Various factors may account for bone tunnel widening, including both biological and biomechanical considerations. Biological factors may include local bone necrosis from drilling, immune response to the allograft tendon, and the presence of catabolic and inflammatory cytokines in the postsurgical joint. The biomechanical environment at the graft-bone interface will also affect the local biological events, with increased graft-tunnel motion at the aperture postulated to play a role.[46] A major weakness in our animal model was that we used an outside-in screw insertion technique, which might have had lower stiffness compared with true “aperture” fixation and contributed to greater graft-tunnel motion at the apertures.

Strengths and Limitations

To our knowledge, this is the first large animal study using contemporary fixation methods comparing µCT findings for bone adjacent to ACL bone tunnels that have been treated with orthobiologics. A strength of this study is the comprehensive analysis of both femoral and tibial tunnels, along with an analysis of segments to clarify spatial changes to examine tunnel sclerosis.

Nevertheless, this preclinical sheep model has significant limitations, and the results of an ovine model cannot be directly extrapolated to the human clinical situation. First, there are differences in BMD between humans and sheep,[1] with the sheep tibia having only a small amount of cancellous bone between the joint surface and the medullary canal, especially in the tibia. This is significant because BMD affects soft tissue graft fixation.[26] Second, as our sheep were freely weightbearing, it was not possible to control the effects of mechanical loading in this sheep model.[20,34] Another limitation is that full characterization of the PRP and BMSCs was not fully reported and did not fulfill recently published reporting standards.[6,28] In addition, analysis was conducted at only 1 time point, and tunnel widening may continue to develop over a longer period.[4,41] A superior study design would include multiple time points of analysis, including earlier and later time points, which would allow changes to be tracked over time. The 12-week time point for analysis was specifically chosen because animal studies have indicated that pullout of the tendon graft from the bone tunnel can occur up to this point.[11,25,39] The relatively small number of animals per group may have resulted in type II error.
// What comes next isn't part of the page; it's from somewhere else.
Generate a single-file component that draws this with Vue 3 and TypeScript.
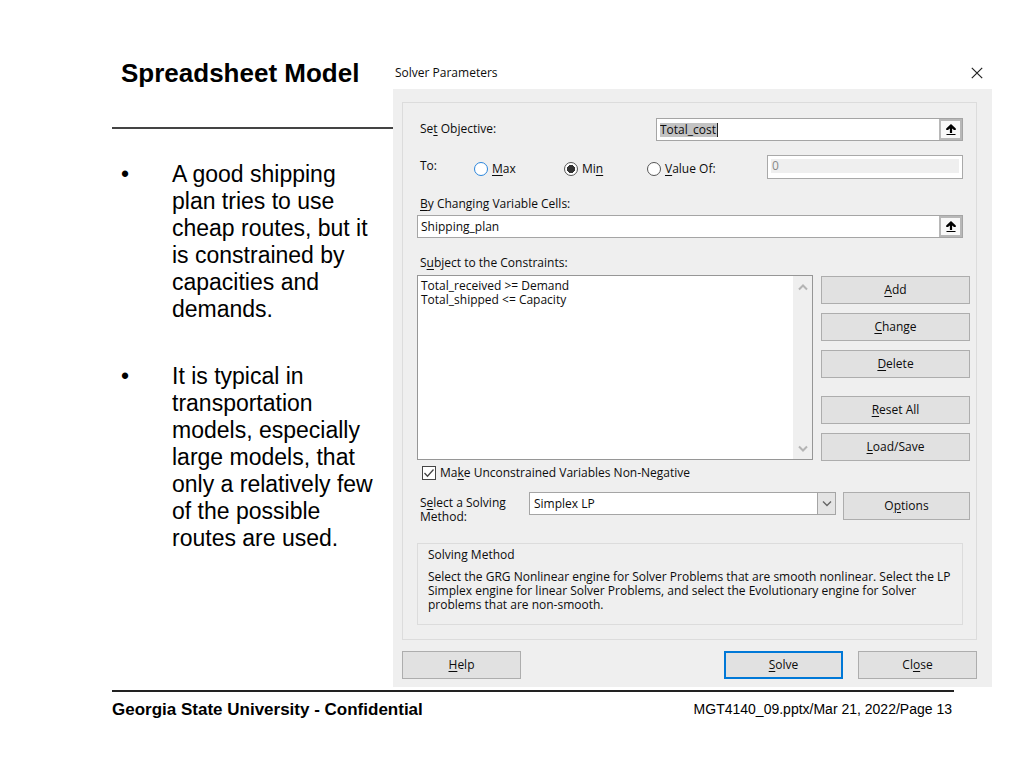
<script setup lang="ts">
import { ref } from 'vue'

interface Caption {
  before: string
  key: string
  after: string
}

const points: string[] = [
  'A good shipping plan tries to use cheap routes, but it is constrained by capacities and demands.',
  'It is typical in transportation models, especially large models, that only a relatively few of the possible routes are used.',
]

const goals: (Caption & { id: string })[] = [
  { id: 'max', before: '', key: 'M', after: 'ax' },
  { id: 'min', before: 'Mi', key: 'n', after: '' },
  { id: 'value', before: '', key: 'V', after: 'alue Of:' },
]

const editActions: Caption[] = [
  { before: '', key: 'A', after: 'dd' },
  { before: '', key: 'C', after: 'hange' },
  { before: '', key: 'D', after: 'elete' },
]

const setActions: Caption[] = [
  { before: '', key: 'R', after: 'eset All' },
  { before: '', key: 'L', after: 'oad/Save' },
]

const constraints: string[] = ['Total_received >= Demand', 'Total_shipped <= Capacity']

const objective = ref('Total_cost')
const goal = ref('min')
const targetValue = ref('0')
const cells = ref('Shipping_plan')
const nonNegative = ref(true)
const method = ref('Simplex LP')
</script>

<template>
  <div class="slide">
    <main class="content">
      <section class="notes">
        <h1>Spreadsheet Model</h1>
        <ul>
          <li v-for="point in points" :key="point"><span class="dot">•</span><span>{{ point }}</span></li>
        </ul>
      </section>

      <section class="dialog" role="dialog" aria-labelledby="dialog-title">
        <header class="titlebar">
          <h2 id="dialog-title">Solver Parameters</h2>
          <button class="dismiss" type="button" aria-label="Close window">
            <svg width="12" height="12" viewBox="0 0 12 12"><path d="M.8.8l10.4 10.4M11.2.8L.8 11.2" fill="none" stroke="#222" stroke-width="1.2" /></svg>
          </button>
        </header>

        <form class="surface" @submit.prevent>
          <div class="panel">
            <div class="row objective">
              <label for="objective">Se<u>t</u> Objective:</label>
              <div class="reference">
                <input id="objective" v-model="objective" class="highlighted" type="text" />
                <button type="button" aria-label="Pick objective cell">
                  <svg width="12" height="12" viewBox="0 0 12 12"><path d="M6 0L10.8 4.4V6H9L7.1 4.6V9H4.9V4.6L3 6H1.2V4.4Z" fill="#000" /><path d="M1.5 10.5h9" stroke="#000" /></svg>
                </button>
              </div>
            </div>

            <div class="row goal">
              <span class="to">To:</span>
              <div class="radios">
                <label v-for="g in goals" :key="g.id" :class="g.id">
                  <input v-model="goal" type="radio" name="goal" :value="g.id" />
                  <span>{{ g.before }}<u>{{ g.key }}</u>{{ g.after }}</span>
                </label>
              </div>
              <div class="target"><input v-model="targetValue" type="text" aria-label="Target value" disabled /></div>
            </div>

            <label class="caption" for="cells"><u>B</u>y Changing Variable Cells:</label>
            <div class="reference inset">
              <input id="cells" v-model="cells" type="text" />
              <button type="button" aria-label="Pick variable cells">
                <svg width="12" height="12" viewBox="0 0 12 12"><path d="M6 0L10.8 4.4V6H9L7.1 4.6V9H4.9V4.6L3 6H1.2V4.4Z" fill="#000" /><path d="M1.5 10.5h9" stroke="#000" /></svg>
              </button>
            </div>

            <label class="caption" for="constraints">S<u>u</u>bject to the Constraints:</label>
            <div class="constraints">
              <div class="listbox">
                <select id="constraints" multiple>
                  <option v-for="c in constraints" :key="c">{{ c }}</option>
                </select>
                <div class="scroll" aria-hidden="true">
                  <svg width="10" height="8" viewBox="0 0 10 8"><path d="M1 6.5l4-4 4 4" fill="none" stroke="#b4b4b4" stroke-width="2" /></svg>
                  <svg width="10" height="8" viewBox="0 0 10 8"><path d="M1 1.5l4 4 4-4" fill="none" stroke="#b4b4b4" stroke-width="2" /></svg>
                </div>
              </div>
              <div class="actions">
                <div class="group">
                  <button v-for="a in editActions" :key="a.key" class="push" type="button"><u>{{ a.key }}</u>{{ a.after }}</button>
                </div>
                <div class="group">
                  <button v-for="a in setActions" :key="a.key" class="push" type="button"><u>{{ a.key }}</u>{{ a.after }}</button>
                </div>
              </div>
            </div>

            <label class="check">
              <input v-model="nonNegative" type="checkbox" />
              <svg width="14" height="14" viewBox="0 0 14 14"><path d="M2.5 7l3 3.2L11.5 3.5" fill="none" stroke="#444" stroke-width="1.3" /></svg>
              <span>Ma<u>k</u>e Unconstrained Variables Non-Negative</span>
            </label>

            <div class="method">
              <label for="method">S<u>e</u>lect a Solving Method:</label>
              <div class="combo">
                <select id="method" v-model="method">
                  <option>Simplex LP</option>
                  <option>GRG Nonlinear</option>
                  <option>Evolutionary</option>
                </select>
                <span class="arrow">
                  <svg width="10" height="8" viewBox="0 0 10 8"><path d="M1 1.5l4 4 4-4" fill="none" stroke="#666" stroke-width="1.4" /></svg>
                </span>
              </div>
              <button class="push options" type="button">O<u>p</u>tions</button>
            </div>

            <div class="about">
              <h3>Solving Method</h3>
              <p>Select the GRG Nonlinear engine for Solver Problems that are smooth nonlinear. Select the LP Simplex engine for linear Solver Problems, and select the Evolutionary engine for Solver problems that are non-smooth.</p>
            </div>
          </div>

          <div class="buttons">
            <button class="push help" type="button"><u>H</u>elp</button>
            <button class="push solve" type="submit"><u>S</u>olve</button>
            <button class="push" type="button">Cl<u>o</u>se</button>
          </div>
        </form>
      </section>
    </main>

    <footer>
      <strong>Georgia State University - Confidential</strong>
      <span>MGT4140_09.pptx/Mar 21, 2022/Page 13</span>
    </footer>
  </div>
</template>

<style>
body {
  margin: 0;
  background: #fff;
}
</style>

<style scoped>
* {
  box-sizing: border-box;
}

.slide {
  padding: 56px 32px 48px 112px;
  color: #000;
  font-family: "Liberation Sans", Arial, sans-serif;
}

.content {
  display: grid;
  grid-template-columns: minmax(0, 281fr) minmax(0, 599fr);
}

h1 {
  margin: 0;
  padding: 2px 0 38px 9px;
  border-bottom: 2px solid #444;
  font-size: 26px;
  line-height: 31px;
  white-space: nowrap;
}

ul {
  display: flex;
  flex-direction: column;
  gap: 40px;
  margin: 0;
  padding: 32px 16px 0 9px;
  list-style: none;
  font-size: 23px;
  line-height: 27px;
}

li {
  display: flex;
}

.dot {
  flex: 0 0 51px;
}

.dialog {
  color: #0c0c0c;
  font-family: "Open Sans", "Noto Sans", sans-serif;
  font-size: 12px;
  line-height: 14px;
}

.dialog input,
.dialog select,
.dialog button {
  margin: 0;
  border-radius: 0;
  color: inherit;
  font: inherit;
}

u {
  text-underline-offset: 2px;
}

.titlebar {
  display: flex;
  align-items: center;
  justify-content: space-between;
  height: 33px;
  padding: 0 9px 0 2px;
}

h2 {
  margin: 0;
  font-size: 12px;
  font-weight: 400;
}

.dialog .dismiss {
  display: flex;
  padding: 0;
  border: 0;
  background: none;
}

.surface {
  padding: 13px 15px 8px 9px;
  background: #efefef;
}

.panel {
  padding: 15px 6px 14px 14px;
  border: 1px solid #dcdcdc;
}

.row {
  display: flex;
  justify-content: space-between;
  margin-right: 7px;
  padding-left: 3px;
}

.objective label {
  padding-top: 4px;
}

.reference {
  display: flex;
  height: 23px;
  border: 1px solid #a5a5a5;
  background: #fff;
}

.objective .reference {
  flex: 0 0 307px;
}

.reference input {
  flex: 1;
  min-width: 0;
  padding: 0 3px;
  border: 0;
  outline: 0;
  background: transparent;
}

.reference .highlighted {
  background:
    linear-gradient(#222, #222) 60px 4px / 1px 14px no-repeat,
    linear-gradient(#c3c3c3, #c3c3c3) 3px 4px / 57px 14px no-repeat;
}

.reference button {
  display: flex;
  flex: 0 0 23px;
  align-items: center;
  justify-content: center;
  padding: 0;
  border: 2px solid #b8b8b8;
  background: #f8f8f8;
}

.goal {
  margin-top: 14px;
}

.to {
  padding-top: 4px;
}

.radios {
  display: grid;
  flex: 1;
  grid-template-columns: 90px 83px 1fr;
  margin-left: 37px;
}

.radios label {
  display: flex;
  align-items: center;
  gap: 4px;
  padding-top: 3px;
}

.radios input {
  width: 14px;
  height: 14px;
  border: 1px solid #555;
  background: #fff;
  appearance: none;
}

.dialog .radios input {
  border-radius: 50%;
}

.radios .max input {
  border-color: #2b86dc;
}

.radios input:checked {
  background: radial-gradient(circle, #333 0 4px, #fff 4px);
}

.target {
  flex: 0 0 196px;
  height: 24px;
  padding: 3px;
  border: 1px solid #a9a9a9;
  background: #fff;
}

.dialog .target input {
  display: block;
  width: 100%;
  height: 14px;
  padding: 0 1px;
  border: 0;
  background: #efefef;
  color: #888;
}

.caption {
  display: block;
  margin: 18px 0 4px 3px;
}

.inset {
  margin-right: 7px;
}

.constraints {
  display: flex;
  align-items: flex-start;
  gap: 8px;
  margin-top: 5px;
}

.listbox {
  display: flex;
  flex: 1;
  height: 185px;
  border: 1px solid #969696;
  background: #fff;
}

.listbox select {
  flex: 1;
  min-width: 0;
  padding: 1px 0 0 3px;
  overflow: hidden;
  border: 0;
  outline: 0;
  background: transparent;
  appearance: none;
}

.listbox option {
  height: 14px;
  min-height: 14px;
  padding: 0;
  line-height: 14px;
}

.scroll {
  display: flex;
  flex: 0 0 19px;
  flex-direction: column;
  align-items: center;
  justify-content: space-between;
  padding: 7px 0 6px;
  background: #efefef;
}

.actions {
  display: flex;
  flex: 0 0 149px;
  flex-direction: column;
  gap: 18px;
  padding-top: 1px;
}

.group {
  display: flex;
  flex-direction: column;
  gap: 9px;
}

.push {
  height: 28px;
  padding: 0;
  border: 1px solid #adadad;
  background: #e1e1e1;
}

.check {
  display: flex;
  align-items: center;
  margin: 5px 0 0 5px;
}

.check input {
  width: 14px;
  height: 14px;
  border: 1px solid #444;
  background: #fff;
  appearance: none;
}

.check svg {
  margin: 0 4px 0 -14px;
  visibility: hidden;
}

.check input:checked + svg {
  visibility: visible;
}

.method {
  display: flex;
  align-items: flex-start;
  margin-top: 12px;
  padding-left: 3px;
}

.method label {
  flex: 0 0 109px;
  padding: 4px 16px 0 0;
}

.combo {
  position: relative;
  flex: 1;
}

.combo select {
  display: block;
  width: 100%;
  height: 23px;
  padding: 0 24px 0 4px;
  border: 1px solid #a5a5a5;
  background: #fff;
  appearance: none;
}

.arrow {
  position: absolute;
  top: 0;
  right: 0;
  bottom: 0;
  display: flex;
  align-items: center;
  justify-content: center;
  width: 19px;
  border: 1px solid #a5a5a5;
  background: #e4e4e4;
  pointer-events: none;
}

.method .options {
  flex: 0 0 127px;
  margin-left: 7px;
}

.about {
  margin: 19px 7px 0 0;
  padding: 4px 8px 12px 10px;
  border: 1px solid #dcdcdc;
}

h3,
.about p {
  margin: 0;
  font-size: inherit;
  font-weight: 400;
}

.about p {
  margin-top: 8px;
}

.buttons {
  display: flex;
  gap: 15px;
  margin-top: 11px;
}

.buttons .push {
  flex: 0 0 119px;
}

.buttons .help {
  margin-right: auto;
}

.buttons .solve {
  border: 2px solid #0078d7;
}

footer {
  display: flex;
  justify-content: space-between;
  margin: 3px 38px 0 0;
  padding: 8px 2px 0 0;
  border-top: 2px solid #222;
  font-size: 14px;
  line-height: 19px;
}

footer strong {
  font-size: 17px;
}
</style>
It is also possible that orthobiologics might have had a beneficial effect at the tendon-bone interface that was not detected on µCT. For instance, regeneration of a morphologically superior “direct-type” insertion better resembling the ACL insertion may have occurred. Furthermore, the effect of the biologic treatments on the biomechanical properties of the graft, such as pullout strength, was not examined. Hence, determining the effect of orthobiologics on biomechanical and histological outcomes, including at the collagen fibril level, represents an important area for future research and would provide an insight into the association between imaging and histological outcomes. Finally, to elucidate the effects of fibrin glue more clearly, a better study design would have included an additional group in which applied fibrin glue was applied without MSCs.

Conclusion

Bone healing in ACL femoral bone tunnels in a tendon allograft ACLR model was most enhanced by DBM. No orthobiologic treatment led to a reduction in bone tunnel widening. Sclerosis of the tunnel wall was common across all groups and correlated with tunnel widening in the midportion of the femoral tunnel.